Parents Balking At School Fundraising

Schools seem to be calling on students more and more to help them raise money.

And, as CBS News correspondent Susan McGinnis reports, as the number of school fundraisers have grown, so has frustration.

"I don't believe it's appropriate for the schools to use the children to fund their own education," objects Beth Eagleson of San Clemente, Calif., who says families today have limited time, and fundraising is a huge imposition.

"We have to pitch the merchandise, collect the money for the merchandise, and deliver the merchandise, and I'm not, as a mom and a family, set up to do that," she says.

And, after years of being asked to sell things such as wrapping paper, Eagleson finally had had enough.

"I simply called the school and called the principal and said my son will not be participating any further in sale-type of fundraisers," she told McGinnis.

And, McGinnis points out, she's not alone.

At Dutch Neck Elementary School in Princeton Junction, N.J., parents voted to do away traditional school fundraisers.

Principal Scott Feder says they "went away, and now we do a 'Write a Check' campaign, where we send a letter home and the parents respond with sending in what they feel is appropriate."

Checks are written directly to the school, are tax deductible, and are producing as much money as traditional fundraisers did. Feder says the school even exceeded its goal for the campaign, two years in a row.

How much time do parents save by just writing that check?

"Maybe a week's worth of hours, hours and hours and hours of time," says Feder.
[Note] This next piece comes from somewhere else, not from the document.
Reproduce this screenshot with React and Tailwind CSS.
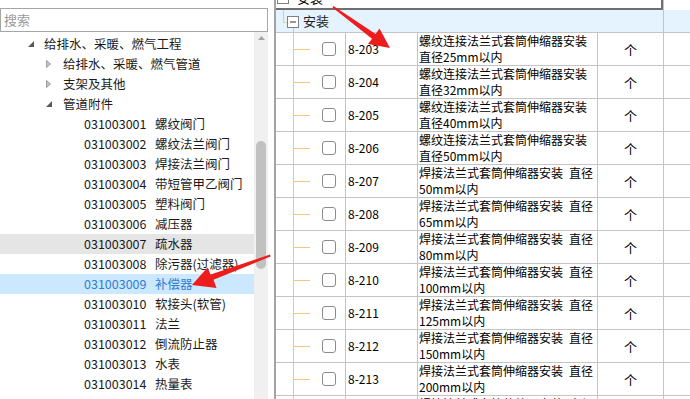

Many schools are turning to the Internet for new ideas for fundraising.

One site helps them create school directories where businesses pay to be advertised, then they're distributed free to families.

And on PledgePlay.com, you play video games in return for making donations to a school.

One Web-based fundraiser, at the Infant Jesus of Prague parochial school, in Flossmoor, Ill., brought in more than $1,200 in Easter candy proceeds. And Principal Thomas Sedor says it was an improvement over some past fundraisers.

Another site offering innovative ideas for school fundraisers is Fundraiser Help.